======== Stored records
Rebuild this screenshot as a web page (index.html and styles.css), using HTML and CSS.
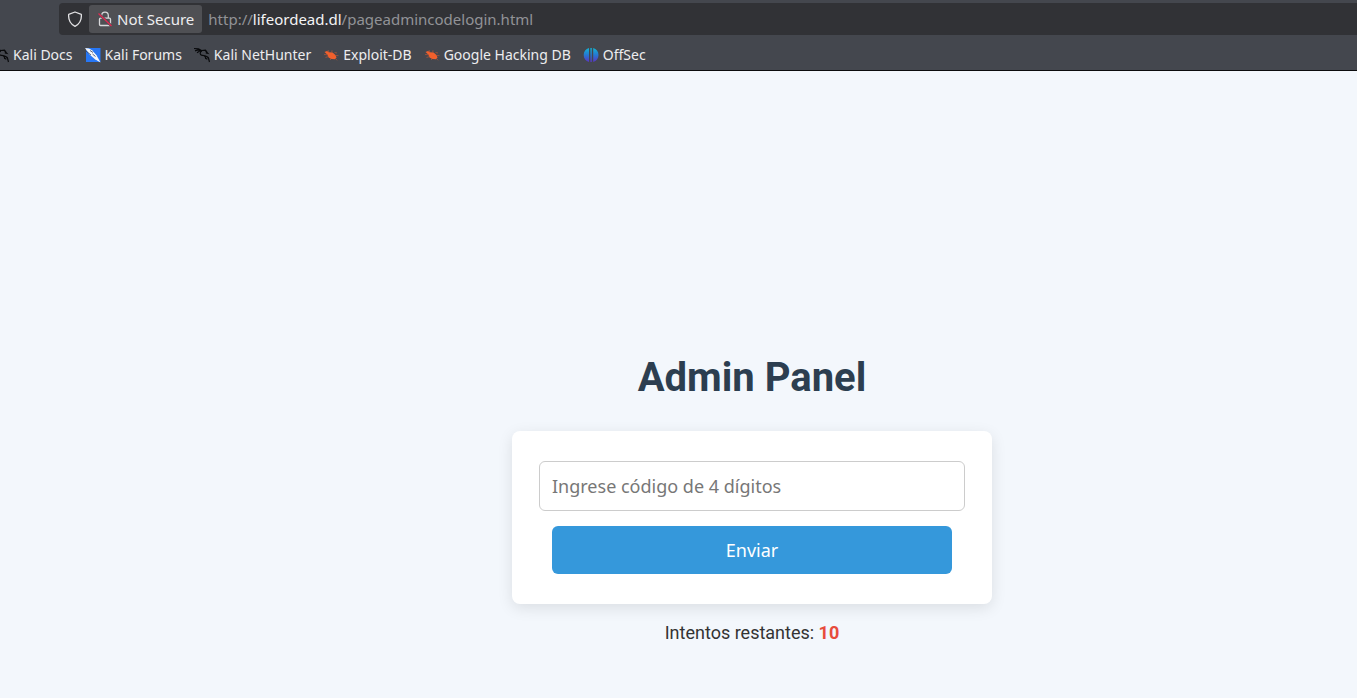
FILE: index.html
```html
<!DOCTYPE html>
<html lang="es">
<head>
<meta charset="utf-8">
<title>Admin Panel</title>
<link rel="stylesheet" href="styles.css">
</head>
<body>
<svg class="defs" aria-hidden="true">
  <symbol id="dragon" viewBox="0 0 16 16">
    <path d="M0 1.500 4.500 1.800l3 1.700 4-.3 1.500 2M1 3.800l3-.8 3 1M3 5.800l3-2 2 .2M8 4C5.500 5 5.500 7.800 8 8.300c3 .4 5.500.5 6.500 3M14.300 10.500l1.200 4.500M10 8.800c1.300.8 1.800 1.400 1.600 2.600l1.800.8M11.500 4l2.300 2.300-2-.3" fill="none" stroke="#08090b" stroke-width="1.200"/>
  </symbol>
  <symbol id="bug" viewBox="0 0 16 16">
    <path d="M1.500 5 4 4l2 1.200 3.500.3 3 2.500 1 2.500-1.500 1.800-3.500-.3L5.500 10.500 4.300 7.500z" fill="#f2602c"/>
    <path d="M1 7.500l3.500.2M2.500 10.500l3-1M5 3l1 2.500M9 3.300l-.3 2.500M11.500 5.500l2.500.5M12.500 8.500l3 .2M12.500 11.500l1.500 1.800M7.500 11v2" fill="none" stroke="#b85536" stroke-width=".7"/>
  </symbol>
</svg>
<header class="browser">
  <div class="toolbar">
    <div class="urlbar">
      <svg class="shield" viewBox="0 0 16 16" aria-hidden="true"><path d="M8 1 14.300 3.300C14.800 8.500 12.500 13 8 15.300 3.500 13 1.200 8.500 1.700 3.300z" fill="none" stroke="#e2e2e4" stroke-width="1.300" stroke-linejoin="round"/></svg>
      <button class="identity" type="button">
        <svg class="lock" viewBox="0 0 16 16" aria-hidden="true"><path d="M4.700 7V4.500a3.300 3.300 0 0 1 6.600 0V7M3.500 7.200h9a1 1 0 0 1 1 1v5.300a1 1 0 0 1-1 1h-9a1 1 0 0 1-1-1V8.200a1 1 0 0 1 1-1z" fill="none" stroke="#d8d8da" stroke-width="1.300"/><path d="M1.500 2.500 14.500 15" stroke="#4f5054" stroke-width="2.500"/><path d="M1.500 2.500 14.500 15" stroke="#e22850" stroke-width="1.300"/></svg>
        <span>Not Secure</span>
      </button>
      <span class="address">http://<span class="host">lifeordead.dl</span>/pageadmincodelogin.html</span>
    </div>
  </div>
  <nav class="bookmarks">
    <a class="bookmark" href="#"><svg class="favicon" aria-hidden="true"><use href="#dragon"/></svg>Kali Docs</a>
    <a class="bookmark" href="#"><svg class="favicon" viewBox="0 0 16 16" aria-hidden="true"><path d="M1 1h14.500v14H1z" fill="#2777f5"/><path d="M0 1 4 1.500l3 1.700 4.500 5L15.500 15.500 10 12.300 4.500 7.500z" fill="#f4f6fa"/><path d="M1 4l5 4M5 3.500l3 2M7.500 7l3 2.500" fill="none" stroke="#31405c" stroke-width=".8"/></svg>Kali Forums</a>
    <a class="bookmark" href="#"><svg class="favicon" aria-hidden="true"><use href="#dragon"/></svg>Kali NetHunter</a>
    <a class="bookmark" href="#"><svg class="favicon" aria-hidden="true"><use href="#bug"/></svg>Exploit-DB</a>
    <a class="bookmark" href="#"><svg class="favicon" aria-hidden="true"><use href="#bug"/></svg>Google Hacking DB</a>
    <a class="bookmark" href="#"><svg class="favicon" viewBox="0 0 16 16" aria-hidden="true"><defs><linearGradient id="offsec" gradientUnits="userSpaceOnUse" x1="0" y1="1" x2="0" y2="15"><stop stop-color="#12b5d4"/><stop offset=".5" stop-color="#2678d2"/><stop offset="1" stop-color="#5935c4"/></linearGradient></defs><path d="M6 1v14C2.800 14 .7 11.500.7 8S2.800 2 6 1zM7.400 1h1.400v14H7.400zM10.200 1c3.200 1 5.300 3.500 5.300 7s-2.100 6-5.300 7z" fill="url(#offsec)"/></svg>OffSec</a>
  </nav>
</header>
<main class="page">
  <h1 class="title">Admin Panel</h1>
  <form class="card">
    <input class="code" type="text" placeholder="Ingrese código de 4 dígitos" aria-label="Código de 4 dígitos">
    <button class="submit" type="button">Enviar</button>
  </form>
  <p class="attempts">Intentos restantes: <strong class="count">10</strong></p>
</main>
</body>
</html>
```
FILE: styles.css
```css
* {
  box-sizing: border-box;
}

body {
  margin: 0;
  min-height: 100vh;
  overflow-x: hidden;
  background: #f3f7fc;
  color: #333;
  font-family: Roboto, sans-serif;
}

.defs {
  display: none;
}

.browser {
  background: #44474e;
  border-bottom: 1px solid #0c0c0e;
  color: #ededef;
  font-family: "Noto Sans", sans-serif;
  font-size: 14px;
  white-space: nowrap;
}

.toolbar {
  padding: 3px 0 0 59px;
  font-size: 15px;
}

.urlbar {
  display: flex;
  align-items: center;
  height: 32px;
  padding: 2px 0 2px 8px;
  border-radius: 4px 0 0 4px;
  background: #313236;
}

.shield,
.lock,
.favicon {
  flex: none;
  width: 16px;
  height: 16px;
}

.identity {
  display: flex;
  align-items: center;
  gap: 4px;
  height: 28px;
  margin: 0 6px;
  padding: 0 8px;
  border: 0;
  border-radius: 3px;
  background: #4f5054;
  color: inherit;
  font: inherit;
}

.address {
  color: #929296;
}

.host {
  color: #f4f4f5;
}

.bookmarks {
  display: flex;
  align-items: center;
  gap: 12px;
  height: 35px;
  margin-left: -7px;
  padding-top: 4px;
}

.bookmark {
  display: flex;
  align-items: center;
  gap: 4px;
  color: inherit;
  text-decoration: none;
}

.page {
  display: flex;
  flex-direction: column;
  align-items: center;
  padding: 283px 0 48px 147px;
}

.title {
  margin: 0 0 29px;
  color: #2c3e50;
  font-size: 40px;
  line-height: 48px;
}

.card {
  display: flex;
  flex-direction: column;
  align-items: center;
  gap: 15px;
  width: 100%;
  max-width: 480px;
  padding: 30px 27px;
  border-radius: 8px;
  background: #fff;
  box-shadow: 0 4px 15px rgba(0, 0, 0, 0.1);
}

.code {
  width: 100%;
  height: 50px;
  padding: 0 12px;
  border: 1px solid #ccc;
  border-radius: 6px;
  background: #fff;
  color: #333;
  font: 18px "Noto Sans", sans-serif;
}

.code::placeholder {
  color: #777;
}

.submit {
  width: 400px;
  max-width: 100%;
  height: 48px;
  border: 0;
  border-radius: 6px;
  background: #3598db;
  color: #fff;
  font: 18px "Noto Sans", sans-serif;
}

.attempts {
  margin: 18px 0 0;
  font-size: 18px;
  line-height: 22px;
}

.count {
  color: #e74c3c;
}
```
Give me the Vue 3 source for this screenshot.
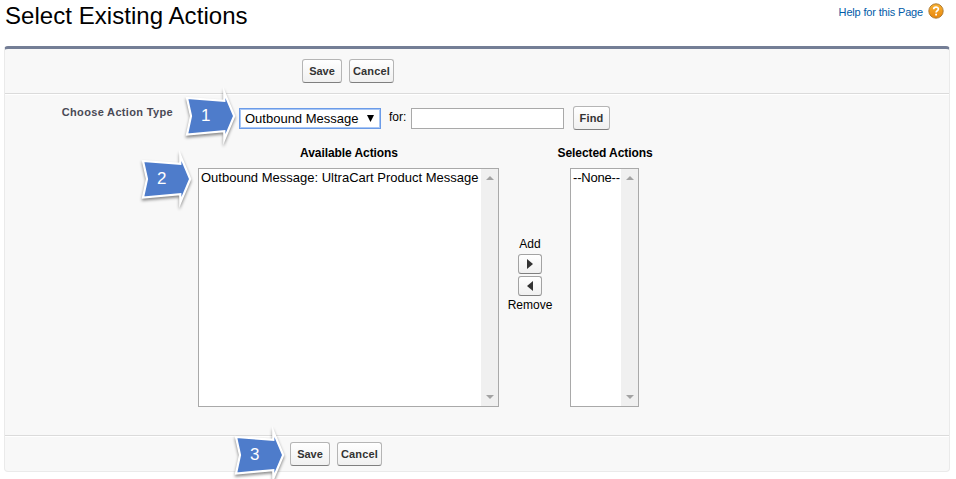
================
Short task –
Which lines contain the word "screenshot"? Copy each of them.

Reply to the task –
Rebuild this screenshot as a web page (index.html and styles.css), using HTML and CSS.
Give me the Vue 3 source for this screenshot.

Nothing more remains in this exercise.